San Francisco independent station KRON will move its late night newscast from 11 p.m. to 10 p.m., station management announced on Monday.
The move would put KRON (Channel 4), which already produces over eight hours of local news during the business week, against KTVU (Channel 2) which has dominated that time slot for decades.
“Being on at 10 o’clock, when the appetite for local news is the greatest, is a natural evolution to our commitment,” Ashley Messina, KRON general manager, said in a statement released to the website TVNewsCheck.com.
KRON currently airs a half-hour late night newscast at 11 p.m. The newscast competes against at least three other stations — KPIX (Channel 5), KGO-TV (Channel 7) and KNTV (Channel 11) — at the same time along with KTVU’s rebroadcast of its hour-long 10 p.m. newscast on sister-station KICU (Channel 36).
In the ratings, KRON often comes in last place compared to the three live broadcasts and is occasionally bested by the tape-delayed rebroadcast of KTVU’s newscast on KICU.
KRON’s attempt to take a slice of KTVU’s 10 p.m. pie comes at a time when the latter is struggling to retain its dominance. Although KTVU remains the news leader in the San Francisco market, the gap between itself and its competitors has shrunk since the station was purchased by FOX in October 2014.
The FOX-ification of KTVU — including the decision, later reversed, to brand news programs as “FOX 2 News” — has caused some loyal news viewers in the predominantly-liberal San Francisco news market to abandon the station.

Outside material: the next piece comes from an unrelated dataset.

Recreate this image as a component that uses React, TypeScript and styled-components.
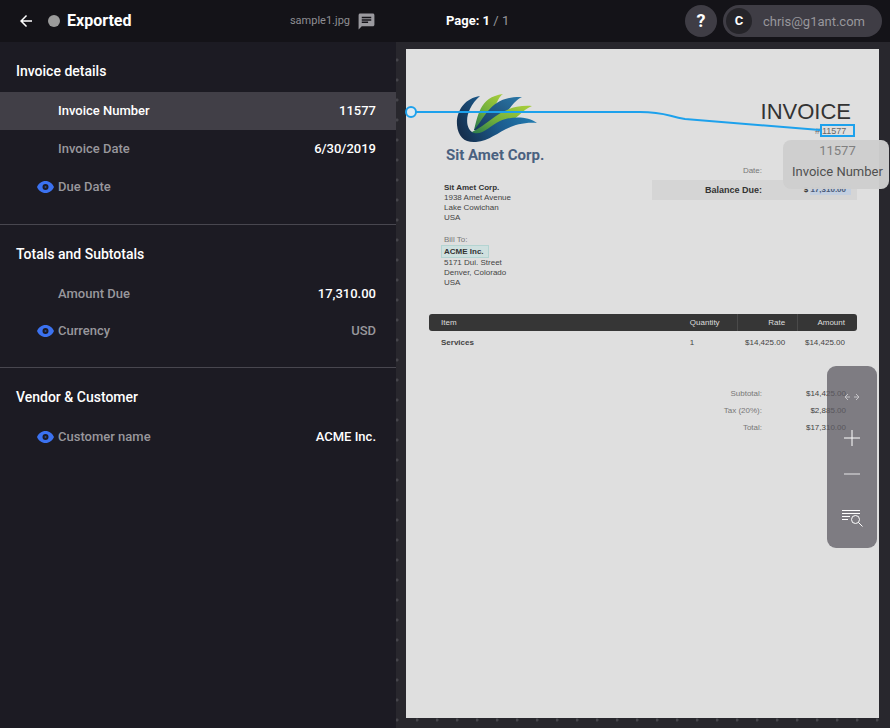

Competitors — particularly KGO and KNTV — have grown their own respective news audiences due in large part to KTVU’s shift away from hard news in favor of stories concerning conservative politics and entertainment news (like most FOX-owned stations, KTVU airs the gossip program TMZ; some TMZ personalities have appeared on KTVU newscasts in recent months).

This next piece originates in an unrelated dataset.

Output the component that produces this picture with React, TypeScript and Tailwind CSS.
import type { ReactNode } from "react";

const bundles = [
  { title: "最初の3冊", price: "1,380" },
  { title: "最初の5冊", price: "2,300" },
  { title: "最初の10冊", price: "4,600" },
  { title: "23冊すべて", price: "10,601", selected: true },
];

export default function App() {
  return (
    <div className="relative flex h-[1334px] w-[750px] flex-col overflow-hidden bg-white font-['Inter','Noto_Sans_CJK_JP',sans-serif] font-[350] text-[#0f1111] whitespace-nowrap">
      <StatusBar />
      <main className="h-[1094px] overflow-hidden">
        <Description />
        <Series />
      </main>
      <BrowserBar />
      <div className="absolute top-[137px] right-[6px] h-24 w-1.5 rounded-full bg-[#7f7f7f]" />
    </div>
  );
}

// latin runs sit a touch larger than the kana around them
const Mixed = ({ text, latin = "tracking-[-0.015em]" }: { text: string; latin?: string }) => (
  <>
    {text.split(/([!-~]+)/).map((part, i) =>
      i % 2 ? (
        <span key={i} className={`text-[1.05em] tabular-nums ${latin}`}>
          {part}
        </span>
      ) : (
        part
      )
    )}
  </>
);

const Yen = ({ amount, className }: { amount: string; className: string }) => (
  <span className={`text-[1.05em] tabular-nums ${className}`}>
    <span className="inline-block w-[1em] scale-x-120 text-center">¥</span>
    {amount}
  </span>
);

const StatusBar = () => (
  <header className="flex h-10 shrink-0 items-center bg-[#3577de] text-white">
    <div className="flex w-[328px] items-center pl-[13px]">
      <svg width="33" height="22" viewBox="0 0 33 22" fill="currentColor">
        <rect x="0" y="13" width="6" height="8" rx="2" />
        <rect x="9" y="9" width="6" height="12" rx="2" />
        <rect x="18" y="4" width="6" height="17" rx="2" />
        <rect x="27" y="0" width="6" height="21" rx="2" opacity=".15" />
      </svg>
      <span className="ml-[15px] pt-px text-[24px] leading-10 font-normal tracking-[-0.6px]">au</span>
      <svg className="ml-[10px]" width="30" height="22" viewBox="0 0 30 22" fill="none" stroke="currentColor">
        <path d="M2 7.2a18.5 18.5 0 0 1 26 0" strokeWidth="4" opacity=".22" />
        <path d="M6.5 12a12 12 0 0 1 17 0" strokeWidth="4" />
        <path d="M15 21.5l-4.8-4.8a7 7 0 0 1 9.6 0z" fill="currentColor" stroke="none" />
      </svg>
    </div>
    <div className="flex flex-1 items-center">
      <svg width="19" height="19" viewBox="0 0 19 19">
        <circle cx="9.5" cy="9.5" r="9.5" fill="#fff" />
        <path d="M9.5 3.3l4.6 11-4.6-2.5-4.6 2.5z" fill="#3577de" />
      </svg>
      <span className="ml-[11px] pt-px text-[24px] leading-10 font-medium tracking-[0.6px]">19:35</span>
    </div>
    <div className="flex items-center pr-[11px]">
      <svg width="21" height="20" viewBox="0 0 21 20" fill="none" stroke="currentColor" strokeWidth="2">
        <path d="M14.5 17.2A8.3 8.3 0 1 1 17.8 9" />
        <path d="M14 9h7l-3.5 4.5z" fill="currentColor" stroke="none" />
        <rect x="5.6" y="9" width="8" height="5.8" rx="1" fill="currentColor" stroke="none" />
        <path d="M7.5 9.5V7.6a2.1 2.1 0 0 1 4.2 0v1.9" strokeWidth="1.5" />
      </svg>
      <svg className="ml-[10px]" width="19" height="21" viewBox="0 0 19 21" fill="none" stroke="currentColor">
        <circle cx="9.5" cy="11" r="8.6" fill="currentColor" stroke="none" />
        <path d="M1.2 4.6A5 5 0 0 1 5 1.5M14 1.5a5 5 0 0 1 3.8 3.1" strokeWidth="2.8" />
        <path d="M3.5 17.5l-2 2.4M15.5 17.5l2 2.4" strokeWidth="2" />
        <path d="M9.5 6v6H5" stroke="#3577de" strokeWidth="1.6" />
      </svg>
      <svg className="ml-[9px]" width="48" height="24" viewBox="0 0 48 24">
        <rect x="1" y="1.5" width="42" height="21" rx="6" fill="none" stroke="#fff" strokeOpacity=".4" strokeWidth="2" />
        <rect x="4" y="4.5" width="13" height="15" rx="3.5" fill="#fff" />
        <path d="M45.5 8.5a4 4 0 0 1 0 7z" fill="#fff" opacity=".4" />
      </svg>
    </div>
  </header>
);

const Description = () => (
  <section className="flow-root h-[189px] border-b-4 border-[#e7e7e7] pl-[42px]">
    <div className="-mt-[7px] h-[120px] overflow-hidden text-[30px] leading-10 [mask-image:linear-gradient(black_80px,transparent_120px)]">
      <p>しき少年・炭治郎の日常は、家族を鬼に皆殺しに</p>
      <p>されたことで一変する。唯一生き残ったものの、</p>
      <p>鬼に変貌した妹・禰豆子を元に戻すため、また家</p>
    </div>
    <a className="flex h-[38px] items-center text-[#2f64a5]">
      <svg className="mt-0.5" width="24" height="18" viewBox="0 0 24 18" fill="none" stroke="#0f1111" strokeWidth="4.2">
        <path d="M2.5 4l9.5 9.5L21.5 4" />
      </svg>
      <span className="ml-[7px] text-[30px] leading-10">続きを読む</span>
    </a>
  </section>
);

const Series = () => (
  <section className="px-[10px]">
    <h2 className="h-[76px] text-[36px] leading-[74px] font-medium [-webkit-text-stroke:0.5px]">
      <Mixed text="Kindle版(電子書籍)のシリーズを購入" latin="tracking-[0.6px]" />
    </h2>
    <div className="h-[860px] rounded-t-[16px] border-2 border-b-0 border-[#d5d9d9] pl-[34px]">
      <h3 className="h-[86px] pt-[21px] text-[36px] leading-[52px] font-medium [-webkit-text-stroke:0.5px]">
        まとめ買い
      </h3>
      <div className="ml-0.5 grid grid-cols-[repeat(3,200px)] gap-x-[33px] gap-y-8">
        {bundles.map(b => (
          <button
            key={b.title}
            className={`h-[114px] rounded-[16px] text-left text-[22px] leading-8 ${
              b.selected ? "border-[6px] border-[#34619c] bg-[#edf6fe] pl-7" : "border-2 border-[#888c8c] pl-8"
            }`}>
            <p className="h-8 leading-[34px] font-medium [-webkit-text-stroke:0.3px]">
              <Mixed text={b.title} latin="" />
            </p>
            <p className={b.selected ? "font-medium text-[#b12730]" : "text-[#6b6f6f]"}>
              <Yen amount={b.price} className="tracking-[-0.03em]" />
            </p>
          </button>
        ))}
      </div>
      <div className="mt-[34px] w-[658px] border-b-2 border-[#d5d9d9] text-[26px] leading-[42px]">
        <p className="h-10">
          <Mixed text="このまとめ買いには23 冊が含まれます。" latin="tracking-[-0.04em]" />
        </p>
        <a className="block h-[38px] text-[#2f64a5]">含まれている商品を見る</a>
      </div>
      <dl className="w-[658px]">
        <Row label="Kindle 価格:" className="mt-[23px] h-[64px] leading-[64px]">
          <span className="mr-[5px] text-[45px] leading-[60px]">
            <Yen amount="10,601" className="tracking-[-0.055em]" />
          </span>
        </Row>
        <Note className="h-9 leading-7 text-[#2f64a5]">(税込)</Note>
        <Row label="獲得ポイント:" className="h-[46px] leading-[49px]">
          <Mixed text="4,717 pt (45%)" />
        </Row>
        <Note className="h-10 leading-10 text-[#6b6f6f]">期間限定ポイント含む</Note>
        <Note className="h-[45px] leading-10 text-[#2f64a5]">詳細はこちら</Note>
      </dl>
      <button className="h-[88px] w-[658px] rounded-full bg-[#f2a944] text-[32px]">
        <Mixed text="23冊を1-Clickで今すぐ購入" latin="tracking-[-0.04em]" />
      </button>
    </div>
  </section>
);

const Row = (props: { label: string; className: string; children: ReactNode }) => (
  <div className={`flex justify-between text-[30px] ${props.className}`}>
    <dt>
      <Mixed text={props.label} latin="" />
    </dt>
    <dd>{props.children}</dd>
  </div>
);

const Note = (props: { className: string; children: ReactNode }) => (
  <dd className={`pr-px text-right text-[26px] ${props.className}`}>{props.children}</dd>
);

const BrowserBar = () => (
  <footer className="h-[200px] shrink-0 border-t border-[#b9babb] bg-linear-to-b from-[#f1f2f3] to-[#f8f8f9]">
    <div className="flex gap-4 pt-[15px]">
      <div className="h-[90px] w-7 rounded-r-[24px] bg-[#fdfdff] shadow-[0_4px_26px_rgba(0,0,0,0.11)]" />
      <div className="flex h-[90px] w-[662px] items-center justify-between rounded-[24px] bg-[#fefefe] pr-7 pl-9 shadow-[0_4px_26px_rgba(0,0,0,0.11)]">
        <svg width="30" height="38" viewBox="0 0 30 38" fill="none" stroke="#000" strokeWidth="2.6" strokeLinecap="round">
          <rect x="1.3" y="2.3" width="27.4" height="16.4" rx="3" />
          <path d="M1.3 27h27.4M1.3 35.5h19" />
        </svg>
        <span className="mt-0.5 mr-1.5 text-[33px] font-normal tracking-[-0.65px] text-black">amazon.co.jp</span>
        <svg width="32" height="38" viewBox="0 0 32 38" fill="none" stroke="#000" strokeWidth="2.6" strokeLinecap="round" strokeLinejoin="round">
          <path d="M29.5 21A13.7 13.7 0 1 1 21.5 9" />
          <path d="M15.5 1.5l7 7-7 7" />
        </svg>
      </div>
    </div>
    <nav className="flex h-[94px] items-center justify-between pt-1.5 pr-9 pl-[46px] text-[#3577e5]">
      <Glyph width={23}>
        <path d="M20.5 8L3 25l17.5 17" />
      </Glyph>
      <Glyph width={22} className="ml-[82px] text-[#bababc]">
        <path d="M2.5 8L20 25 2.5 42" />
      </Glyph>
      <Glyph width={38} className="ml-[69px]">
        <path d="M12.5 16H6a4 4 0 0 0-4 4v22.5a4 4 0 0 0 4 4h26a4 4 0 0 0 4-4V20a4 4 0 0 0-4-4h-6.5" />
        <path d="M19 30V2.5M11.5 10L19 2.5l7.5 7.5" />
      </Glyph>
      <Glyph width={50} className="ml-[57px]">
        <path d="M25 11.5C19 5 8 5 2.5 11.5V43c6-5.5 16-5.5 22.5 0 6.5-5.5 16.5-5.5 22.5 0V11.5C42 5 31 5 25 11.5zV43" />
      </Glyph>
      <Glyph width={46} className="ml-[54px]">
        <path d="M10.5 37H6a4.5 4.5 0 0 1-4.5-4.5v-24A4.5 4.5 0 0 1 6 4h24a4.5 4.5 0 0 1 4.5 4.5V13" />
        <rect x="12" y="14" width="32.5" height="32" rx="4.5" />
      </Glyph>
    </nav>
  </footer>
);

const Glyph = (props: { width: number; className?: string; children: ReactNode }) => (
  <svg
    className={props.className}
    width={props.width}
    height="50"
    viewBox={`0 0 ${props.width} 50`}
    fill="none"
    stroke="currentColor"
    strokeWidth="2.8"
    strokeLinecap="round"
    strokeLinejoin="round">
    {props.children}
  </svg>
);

KRON believes there’s an underserved audience of news viewers who don’t want to watch KTVU but also don’t want to wait an hour for someone else’s broadcast.
Still, taking on KTVU will be an uphill battle. KRON has slashed human and financial resources over the last several years — its on-air journalists are expected to act both as photographers and reporters at the same time, and the channel was forced to move in to a building owned by a competitor after it sold its studio space on Van Ness Avenue for a mere $26 million.
KRON won’t be putting all of its eggs in the 10 p.m. basket: The station plans to relaunch its 11 p.m. newscast as a condensed, 15-minute broadcast. The station hopes the excerpted broadcast will provide people with a quick recap of top stories without having to sit through an entire half-hour show.
KRON, now an independent station, served as the San Francisco area’s MyNetwork affiliate until the network transitioned into a syndication service in 2009.